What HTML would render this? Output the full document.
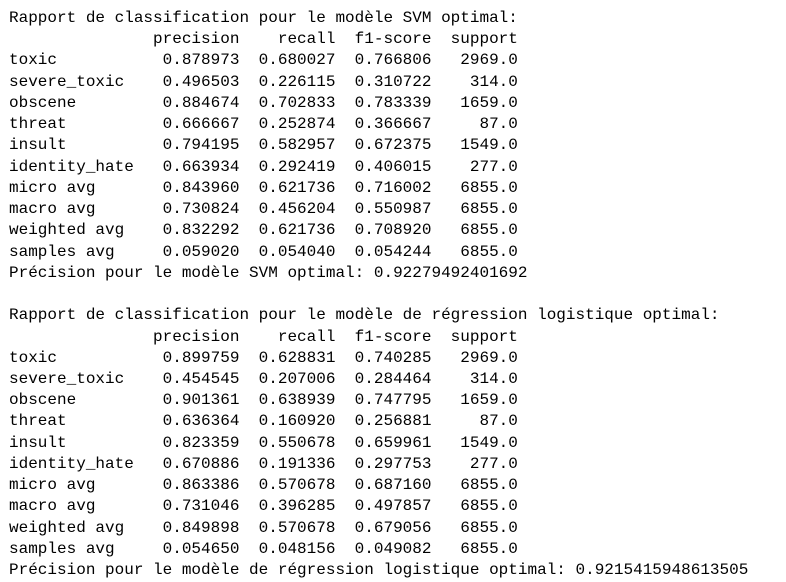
<!DOCTYPE html>
<html><head><meta charset="utf-8"><style>
html,body{margin:0;padding:0;background:#fff;width:786px;height:582px;overflow:hidden}
pre{margin:0;padding:8px 0 0 9px;font-family:"Liberation Mono",monospace;font-size:16px;line-height:21.23px;color:#000}
</style></head><body><pre>Rapport de classification pour le modèle SVM optimal:
               precision    recall  f1-score  support
toxic           0.878973  0.680027  0.766806   2969.0
severe_toxic    0.496503  0.226115  0.310722    314.0
obscene         0.884674  0.702833  0.783339   1659.0
threat          0.666667  0.252874  0.366667     87.0
insult          0.794195  0.582957  0.672375   1549.0
identity_hate   0.663934  0.292419  0.406015    277.0
micro avg       0.843960  0.621736  0.716002   6855.0
macro avg       0.730824  0.456204  0.550987   6855.0
weighted avg    0.832292  0.621736  0.708920   6855.0
samples avg     0.059020  0.054040  0.054244   6855.0
Précision pour le modèle SVM optimal: 0.92279492401692

Rapport de classification pour le modèle de régression logistique optimal:
               precision    recall  f1-score  support
toxic           0.899759  0.628831  0.740285   2969.0
severe_toxic    0.454545  0.207006  0.284464    314.0
obscene         0.901361  0.638939  0.747795   1659.0
threat          0.636364  0.160920  0.256881     87.0
insult          0.823359  0.550678  0.659961   1549.0
identity_hate   0.670886  0.191336  0.297753    277.0
micro avg       0.863386  0.570678  0.687160   6855.0
macro avg       0.731046  0.396285  0.497857   6855.0
weighted avg    0.849898  0.570678  0.679056   6855.0
samples avg     0.054650  0.048156  0.049082   6855.0
Précision pour le modèle de régression logistique optimal: 0.9215415948613505</pre></body></html>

========================================================================

- [What is expected]:
Restate the entire listing word for word, excluding pictures.

- [Complete output]:
What HTML would render this? Output the full document.
<!DOCTYPE html>
<html><head><meta charset="utf-8"><style>
html,body{margin:0;padding:0;background:#fff;width:786px;height:582px;overflow:hidden}
pre{margin:0;padding:8px 0 0 9px;font-family:"Liberation Mono",monospace;font-size:16px;line-height:21.23px;color:#000}
</style></head><body><pre>Rapport de classification pour le modèle SVM optimal:
               precision    recall  f1-score  support
toxic           0.878973  0.680027  0.766806   2969.0
severe_toxic    0.496503  0.226115  0.310722    314.0
obscene         0.884674  0.702833  0.783339   1659.0
threat          0.666667  0.252874  0.366667     87.0
insult          0.794195  0.582957  0.672375   1549.0
identity_hate   0.663934  0.292419  0.406015    277.0
micro avg       0.843960  0.621736  0.716002   6855.0
macro avg       0.730824  0.456204  0.550987   6855.0
weighted avg    0.832292  0.621736  0.708920   6855.0
samples avg     0.059020  0.054040  0.054244   6855.0
Précision pour le modèle SVM optimal: 0.92279492401692

Rapport de classification pour le modèle de régression logistique optimal:
               precision    recall  f1-score  support
toxic           0.899759  0.628831  0.740285   2969.0
severe_toxic    0.454545  0.207006  0.284464    314.0
obscene         0.901361  0.638939  0.747795   1659.0
threat          0.636364  0.160920  0.256881     87.0
insult          0.823359  0.550678  0.659961   1549.0
identity_hate   0.670886  0.191336  0.297753    277.0
micro avg       0.863386  0.570678  0.687160   6855.0
macro avg       0.731046  0.396285  0.497857   6855.0
weighted avg    0.849898  0.570678  0.679056   6855.0
samples avg     0.054650  0.048156  0.049082   6855.0
Précision pour le modèle de régression logistique optimal: 0.9215415948613505</pre></body></html>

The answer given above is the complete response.